Give the material once more, word for word, without any images.
|---|
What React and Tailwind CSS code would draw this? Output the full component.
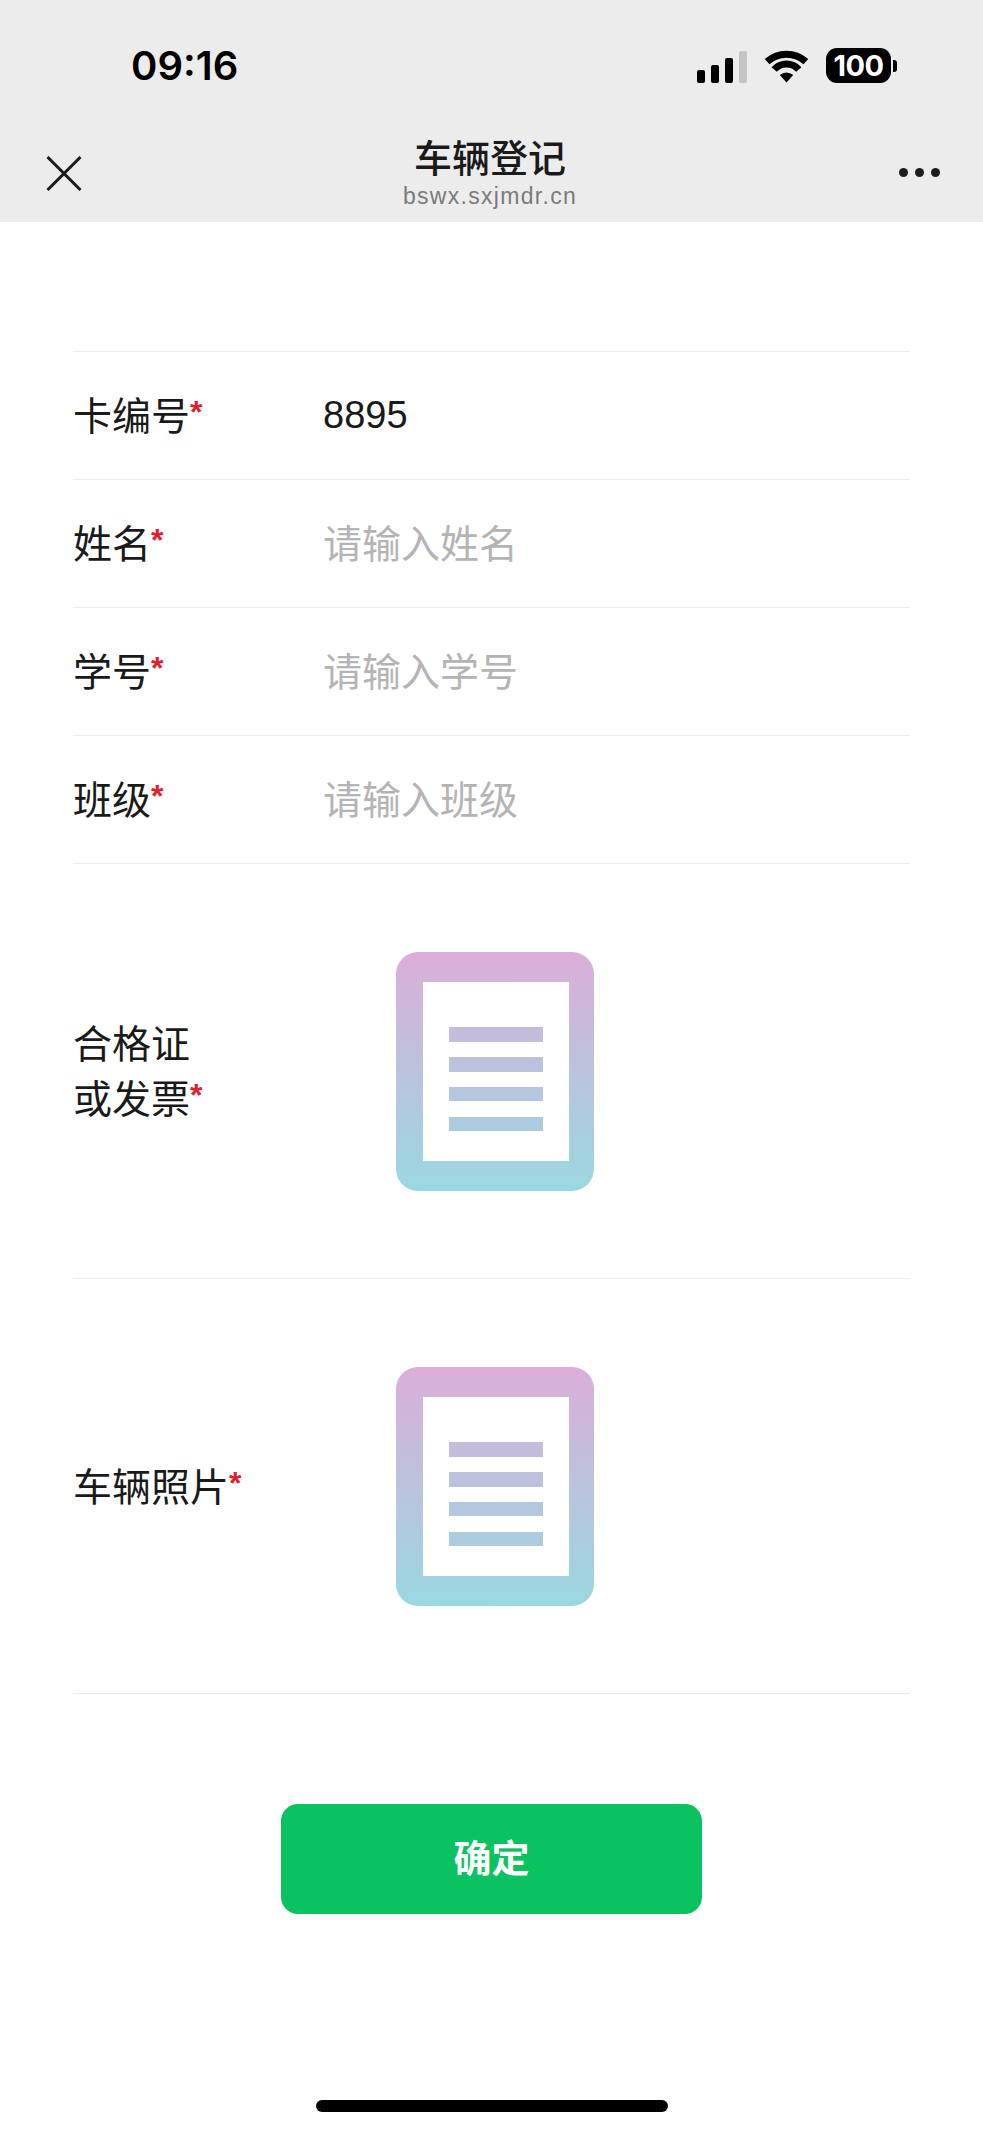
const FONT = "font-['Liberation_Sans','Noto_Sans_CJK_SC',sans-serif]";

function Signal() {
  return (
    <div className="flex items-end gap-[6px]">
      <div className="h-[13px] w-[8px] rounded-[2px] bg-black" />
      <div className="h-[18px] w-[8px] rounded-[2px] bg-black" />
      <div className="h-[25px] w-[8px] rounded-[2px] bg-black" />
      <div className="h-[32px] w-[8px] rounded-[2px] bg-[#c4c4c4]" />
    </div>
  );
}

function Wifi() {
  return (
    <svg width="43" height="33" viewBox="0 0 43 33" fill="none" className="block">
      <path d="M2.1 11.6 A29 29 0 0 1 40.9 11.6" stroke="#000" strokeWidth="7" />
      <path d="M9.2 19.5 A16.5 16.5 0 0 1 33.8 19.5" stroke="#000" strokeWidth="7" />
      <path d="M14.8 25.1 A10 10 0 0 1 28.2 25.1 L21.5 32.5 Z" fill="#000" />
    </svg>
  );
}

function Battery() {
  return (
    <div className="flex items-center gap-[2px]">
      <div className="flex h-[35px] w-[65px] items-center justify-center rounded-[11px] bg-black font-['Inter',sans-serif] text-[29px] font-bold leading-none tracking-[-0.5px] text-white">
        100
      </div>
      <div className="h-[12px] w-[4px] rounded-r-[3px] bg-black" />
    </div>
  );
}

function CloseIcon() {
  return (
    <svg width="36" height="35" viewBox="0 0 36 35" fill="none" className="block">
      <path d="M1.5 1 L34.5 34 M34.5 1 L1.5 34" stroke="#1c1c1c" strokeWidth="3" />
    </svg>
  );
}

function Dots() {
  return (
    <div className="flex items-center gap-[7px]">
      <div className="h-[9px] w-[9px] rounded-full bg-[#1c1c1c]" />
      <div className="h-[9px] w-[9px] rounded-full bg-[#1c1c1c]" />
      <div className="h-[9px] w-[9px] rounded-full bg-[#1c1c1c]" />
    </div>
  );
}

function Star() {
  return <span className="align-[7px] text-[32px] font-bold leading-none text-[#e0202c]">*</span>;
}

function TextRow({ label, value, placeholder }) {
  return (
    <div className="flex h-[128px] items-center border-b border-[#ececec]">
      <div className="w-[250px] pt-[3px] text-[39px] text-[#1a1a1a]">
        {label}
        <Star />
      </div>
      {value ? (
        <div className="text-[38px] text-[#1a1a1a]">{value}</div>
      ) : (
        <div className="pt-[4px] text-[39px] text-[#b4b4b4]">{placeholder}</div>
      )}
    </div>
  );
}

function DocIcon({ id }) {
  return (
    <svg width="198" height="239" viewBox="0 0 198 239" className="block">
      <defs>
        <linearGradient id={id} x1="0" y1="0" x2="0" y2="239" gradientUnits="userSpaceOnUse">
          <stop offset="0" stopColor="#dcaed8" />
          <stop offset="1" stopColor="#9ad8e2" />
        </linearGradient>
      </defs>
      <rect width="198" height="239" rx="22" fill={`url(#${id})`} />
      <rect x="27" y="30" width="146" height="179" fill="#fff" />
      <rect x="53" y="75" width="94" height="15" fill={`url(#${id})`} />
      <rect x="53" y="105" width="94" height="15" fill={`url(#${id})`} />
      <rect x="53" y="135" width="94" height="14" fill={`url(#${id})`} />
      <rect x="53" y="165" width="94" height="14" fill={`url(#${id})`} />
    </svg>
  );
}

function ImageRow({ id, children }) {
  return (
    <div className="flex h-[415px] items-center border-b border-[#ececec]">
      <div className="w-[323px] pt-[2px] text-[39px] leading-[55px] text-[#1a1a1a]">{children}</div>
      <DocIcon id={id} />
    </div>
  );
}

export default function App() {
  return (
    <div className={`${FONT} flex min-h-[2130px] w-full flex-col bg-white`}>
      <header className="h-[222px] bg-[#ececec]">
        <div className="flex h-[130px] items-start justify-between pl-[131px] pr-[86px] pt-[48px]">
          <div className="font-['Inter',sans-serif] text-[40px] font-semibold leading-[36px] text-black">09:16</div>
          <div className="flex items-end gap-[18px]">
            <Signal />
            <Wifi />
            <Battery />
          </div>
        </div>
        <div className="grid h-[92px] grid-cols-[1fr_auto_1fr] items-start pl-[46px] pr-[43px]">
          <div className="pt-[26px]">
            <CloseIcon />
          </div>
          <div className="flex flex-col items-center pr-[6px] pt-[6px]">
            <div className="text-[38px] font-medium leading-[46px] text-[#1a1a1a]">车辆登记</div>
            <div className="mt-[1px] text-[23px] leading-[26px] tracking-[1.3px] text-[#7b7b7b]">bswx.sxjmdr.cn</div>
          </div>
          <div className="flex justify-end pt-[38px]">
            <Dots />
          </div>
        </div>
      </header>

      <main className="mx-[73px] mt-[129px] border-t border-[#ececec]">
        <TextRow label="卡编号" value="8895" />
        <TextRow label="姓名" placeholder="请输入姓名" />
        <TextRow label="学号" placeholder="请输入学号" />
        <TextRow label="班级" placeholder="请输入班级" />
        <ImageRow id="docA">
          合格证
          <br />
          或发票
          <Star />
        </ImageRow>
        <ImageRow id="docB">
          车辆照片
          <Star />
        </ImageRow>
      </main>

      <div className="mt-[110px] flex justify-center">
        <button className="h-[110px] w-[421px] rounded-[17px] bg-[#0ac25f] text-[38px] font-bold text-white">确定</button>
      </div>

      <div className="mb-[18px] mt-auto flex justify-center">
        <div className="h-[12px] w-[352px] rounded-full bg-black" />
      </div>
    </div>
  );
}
|---|
* **CORRECT RESULT**
What React and Tailwind CSS code would draw this? Output the full component.
const FONT = "font-['Liberation_Sans','Noto_Sans_CJK_SC',sans-serif]";

function Signal() {
  return (
    <div className="flex items-end gap-[6px]">
      <div className="h-[13px] w-[8px] rounded-[2px] bg-black" />
      <div className="h-[18px] w-[8px] rounded-[2px] bg-black" />
      <div className="h-[25px] w-[8px] rounded-[2px] bg-black" />
      <div className="h-[32px] w-[8px] rounded-[2px] bg-[#c4c4c4]" />
    </div>
  );
}

function Wifi() {
  return (
    <svg width="43" height="33" viewBox="0 0 43 33" fill="none" className="block">
      <path d="M2.1 11.6 A29 29 0 0 1 40.9 11.6" stroke="#000" strokeWidth="7" />
      <path d="M9.2 19.5 A16.5 16.5 0 0 1 33.8 19.5" stroke="#000" strokeWidth="7" />
      <path d="M14.8 25.1 A10 10 0 0 1 28.2 25.1 L21.5 32.5 Z" fill="#000" />
    </svg>
  );
}

function Battery() {
  return (
    <div className="flex items-center gap-[2px]">
      <div className="flex h-[35px] w-[65px] items-center justify-center rounded-[11px] bg-black font-['Inter',sans-serif] text-[29px] font-bold leading-none tracking-[-0.5px] text-white">
        100
      </div>
      <div className="h-[12px] w-[4px] rounded-r-[3px] bg-black" />
    </div>
  );
}

function CloseIcon() {
  return (
    <svg width="36" height="35" viewBox="0 0 36 35" fill="none" className="block">
      <path d="M1.5 1 L34.5 34 M34.5 1 L1.5 34" stroke="#1c1c1c" strokeWidth="3" />
    </svg>
  );
}

function Dots() {
  return (
    <div className="flex items-center gap-[7px]">
      <div className="h-[9px] w-[9px] rounded-full bg-[#1c1c1c]" />
      <div className="h-[9px] w-[9px] rounded-full bg-[#1c1c1c]" />
      <div className="h-[9px] w-[9px] rounded-full bg-[#1c1c1c]" />
    </div>
  );
}

function Star() {
  return <span className="align-[7px] text-[32px] font-bold leading-none text-[#e0202c]">*</span>;
}

function TextRow({ label, value, placeholder }) {
  return (
    <div className="flex h-[128px] items-center border-b border-[#ececec]">
      <div className="w-[250px] pt-[3px] text-[39px] text-[#1a1a1a]">
        {label}
        <Star />
      </div>
      {value ? (
        <div className="text-[38px] text-[#1a1a1a]">{value}</div>
      ) : (
        <div className="pt-[4px] text-[39px] text-[#b4b4b4]">{placeholder}</div>
      )}
    </div>
  );
}

function DocIcon({ id }) {
  return (
    <svg width="198" height="239" viewBox="0 0 198 239" className="block">
      <defs>
        <linearGradient id={id} x1="0" y1="0" x2="0" y2="239" gradientUnits="userSpaceOnUse">
          <stop offset="0" stopColor="#dcaed8" />
          <stop offset="1" stopColor="#9ad8e2" />
        </linearGradient>
      </defs>
      <rect width="198" height="239" rx="22" fill={`url(#${id})`} />
      <rect x="27" y="30" width="146" height="179" fill="#fff" />
      <rect x="53" y="75" width="94" height="15" fill={`url(#${id})`} />
      <rect x="53" y="105" width="94" height="15" fill={`url(#${id})`} />
      <rect x="53" y="135" width="94" height="14" fill={`url(#${id})`} />
      <rect x="53" y="165" width="94" height="14" fill={`url(#${id})`} />
    </svg>
  );
}

function ImageRow({ id, children }) {
  return (
    <div className="flex h-[415px] items-center border-b border-[#ececec]">
      <div className="w-[323px] pt-[2px] text-[39px] leading-[55px] text-[#1a1a1a]">{children}</div>
      <DocIcon id={id} />
    </div>
  );
}

export default function App() {
  return (
    <div className={`${FONT} flex min-h-[2130px] w-full flex-col bg-white`}>
      <header className="h-[222px] bg-[#ececec]">
        <div className="flex h-[130px] items-start justify-between pl-[131px] pr-[86px] pt-[48px]">
          <div className="font-['Inter',sans-serif] text-[40px] font-semibold leading-[36px] text-black">09:16</div>
          <div className="flex items-end gap-[18px]">
            <Signal />
            <Wifi />
            <Battery />
          </div>
        </div>
        <div className="grid h-[92px] grid-cols-[1fr_auto_1fr] items-start pl-[46px] pr-[43px]">
          <div className="pt-[26px]">
            <CloseIcon />
          </div>
          <div className="flex flex-col items-center pr-[6px] pt-[6px]">
            <div className="text-[38px] font-medium leading-[46px] text-[#1a1a1a]">车辆登记</div>
            <div className="mt-[1px] text-[23px] leading-[26px] tracking-[1.3px] text-[#7b7b7b]">bswx.sxjmdr.cn</div>
          </div>
          <div className="flex justify-end pt-[38px]">
            <Dots />
          </div>
        </div>
      </header>

      <main className="mx-[73px] mt-[129px] border-t border-[#ececec]">
        <TextRow label="卡编号" value="8895" />
        <TextRow label="姓名" placeholder="请输入姓名" />
        <TextRow label="学号" placeholder="请输入学号" />
        <TextRow label="班级" placeholder="请输入班级" />
        <ImageRow id="docA">
          合格证
          <br />
          或发票
          <Star />
        </ImageRow>
        <ImageRow id="docB">
          车辆照片
          <Star />
        </ImageRow>
      </main>

      <div className="mt-[110px] flex justify-center">
        <button className="h-[110px] w-[421px] rounded-[17px] bg-[#0ac25f] text-[38px] font-bold text-white">确定</button>
      </div>

      <div className="mb-[18px] mt-auto flex justify-center">
        <div className="h-[12px] w-[352px] rounded-full bg-black" />
      </div>
    </div>
  );
}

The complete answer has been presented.